Siz ne dersiniz? Mesela klasik müzik yarışmasına katılıp “Bizde keman yok” deme hakkımız var mı?
Oğluna karşı sert ve toleranssız bir şef
Türkiye ilk kez gastronomi olimpiyatlarında...
- Türkiye’nin aramızda olması hepimizi çok heyecanlandırdı. Bunu bir maraton gibi görmek ve asla yılmamak lazım. Tecrübe kazandıkça göreceksiniz ki sıralamadaki yeriniz de ona göre şekilleniyor.
Avrupa Birliği gibi konuşuyorsunuz. Daha direkt sorayım: Yarışmanın Avrupa finalleri bir gün Türkiye’de de düzenlenir mi?
- Neden olmasın? Türkiye’ye defalarca geldim ve çok seviyorum. İstanbul yükselen şehir. Ve bu trendde yerimizi almak elbette isteriz.
Babanızın mutfağında yetiştiniz. Nasıl bir şeftir mutfakta?
- Başkalarını bilemem ama oğluna karşı son derece sert ve toleranssız bir baba!
Peki siz kendi çocuklarınızla mutfağa giriyor musunuz?
- En keyif aldığım şeylerden biri. Her şeyden önce okul ödevleri için sık sık böyle atölye çalışmaları yapıyoruz.

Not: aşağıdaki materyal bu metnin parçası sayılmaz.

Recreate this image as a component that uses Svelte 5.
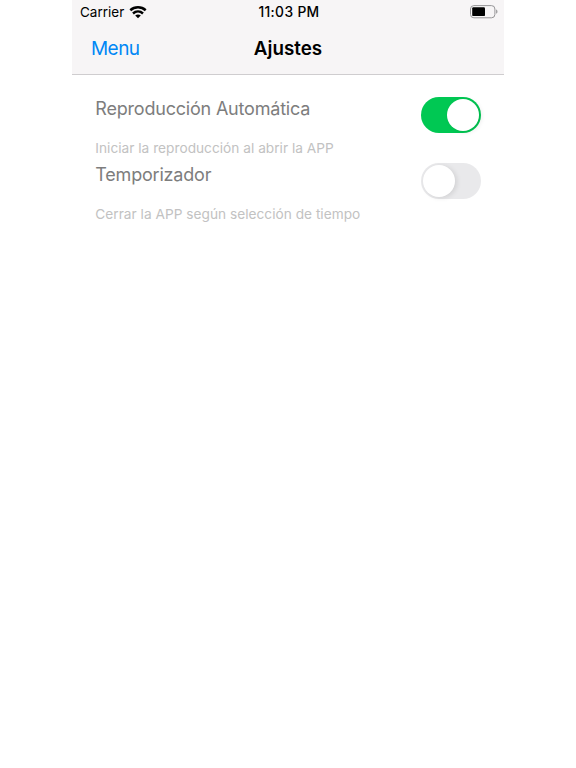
<script>
  const settings = [
    { title: 'Reproducción Automática', note: 'Iniciar la reproducción al abrir la APP', on: true },
    { title: 'Temporizador', note: 'Cerrar la APP según selección de tiempo', on: false }
  ];
</script>

<main>
  <header>
    <div class="status">
      <div class="carrier">
        <span>Carrier</span>
        <svg width="18" height="13" viewBox="0 0 18 13" fill="none" stroke="#000" stroke-width="2.5">
          <path d="M1.3 4.2C5.6.4 12.4.4 16.7 4.2" />
          <path d="M4 7.5c2.9-2.6 7.1-2.6 10 0" />
          <path d="M9 12.3 6.2 9.5c1.6-1.5 4-1.5 5.6 0z" fill="#000" stroke="none" />
        </svg>
      </div>
      <span class="time">11:03 PM</span>
      <svg class="battery" width="28" height="14" viewBox="0 0 28 14">
        <rect x=".5" y=".6" width="24.4" height="12.2" rx="3.4" fill="none" stroke="#969597" />
        <rect x="2.2" y="2.3" width="12.8" height="8.8" rx="1.2" fill="#000" />
        <path d="M26 4.6c2 .6 2 3.6 0 4.2z" fill="#a3a2a4" />
      </svg>
    </div>
    <nav>
      <span class="menu">Menu</span>
      <span class="title">Ajustes</span>
      <span></span>
    </nav>
  </header>
  <section>
    {#each settings as s}
      <div class="row">
        <div class="text">
          <div class="t">{s.title}</div>
          <div class="n">{s.note}</div>
        </div>
        <div class="switch" class:on={s.on}><i></i></div>
      </div>
    {/each}
  </section>
</main>

<style>
  :global(body) { background: #fff; }
  main { width: 432px; height: 768px; margin: 0 auto; font-family: Inter, sans-serif; overflow: hidden; }
  header { height: 75px; background: #f7f5f6; border-bottom: 1px solid #cfcdcf; box-sizing: border-box; }
  .status { height: 24px; display: grid; grid-template-columns: 1fr auto 1fr; align-items: center; padding: 0 6px 0 8px; font-size: 13.5px; }
  .carrier { display: flex; gap: 5px; align-items: center; }
  .time { font-weight: 500; font-size: 13.8px; letter-spacing: .35px; }
  .battery { justify-self: end; }
  nav { height: 49px; display: grid; grid-template-columns: 1fr auto 1fr; align-items: center; padding: 0 19px; font-size: 19px; }
  .menu { color: #0087f5; letter-spacing: -.55px; }
  .title { font-weight: 600; font-size: 18.8px; }
  section { padding: 21px 23.5px 0 23.3px; }
  .row { display: flex; justify-content: space-between; height: 66.3px; }
  .text { display: flex; flex-direction: column; gap: 17px; white-space: nowrap; }
  svg { display: block; }
  .t { font-size: 18px; line-height: 26px; letter-spacing: -.2px; color: #7d7d7d; }
  .n { font-size: 13.7px; line-height: 18px; color: #c2c2c2; letter-spacing: .01px; }
  .switch { width: 59.5px; height: 36px; border-radius: 18px; background: #e9e9eb; box-sizing: border-box; padding: 2px; display: flex; margin-top: 1px; }
  .switch i { width: 32px; height: 32px; border-radius: 50%; background: #fff; box-shadow: 2px 1px 5px rgba(0,0,0,.1); }
  .on { background: #00c853; justify-content: flex-end; }
</style>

Yeni Mutfak’ın babası adına dünya yemek olimpiyatları
46 yıl boyunca üç Michelin yıldızı taşıyan ve ‘Yüzyılın Şefi’ seçilen Paul Bocuse, mutfağa getirdiği inovatif yaklaşımla ‘Yeni Mutfak’ın Babası’ olarak kabul ediliyor. Bocuse d’Or, 1926 doğumlu Fransız şef adına 1987’den beri düzenlenen bir yarışma. Dünyanın en önemli gastronomi yarışması olarak kabul ediliyor ve yemek olimpiyatları olarak anılıyor. Asya, Avrupa, Amerika gibi yerel liglerin ardından finaller Paul Bocuse’ün halen yaşadığı Fransa, Lyon’da yapılıyor. Metro Grosmarketler’in sponsorluğunda Türkiye’nin ilk kez katıldığı Avrupa finallerinde Türkiye 20 ülke arasından 17’nci olurken yarışmanın birincisi evsahibi İsveç oldu.
Yarışma, 1987’de Şef Paul Bocuse tarafından hayata geçirildi ve onun başkanlığında geliştirildi. Dünyanın en prestijli gastronomi yarışması olan Bocuse d’Or’da, 60 ülkeden 2 bin şef yarışıyor.
Bocuse d‘Or Avrupa finali yarışan ülkelerin destekçileriyle Gastrovizyon havasında geçiyor. Şef Gürcan Gülmez’in yemekleri jüriye servis edilirken Türk seyirciler “Bon apötit jüri-Afiyet olsun jüri” diye tezahürat yaptı.
Bocuse d’Or Türkiye finalisti Gürcan Gülmez, koç Rudolf van Nunen eşliğinde hazırlandığı Avrupa Finali’nde Türkiye’yi temsil eden ilk şef oldu. Yarışmada her ülkenin bir jüri üyesi hakkı var. Hazırlanan yemekleri Türkiye adına tadıp puan veren kişiyse Mehmet Gürs’tü.
En büyük dezavantajımız domuz oldu çünkü bu malzeme Türkiye’de bulunamıyor ve aşçılarımızın domuz pişirme pratiği zayıf.”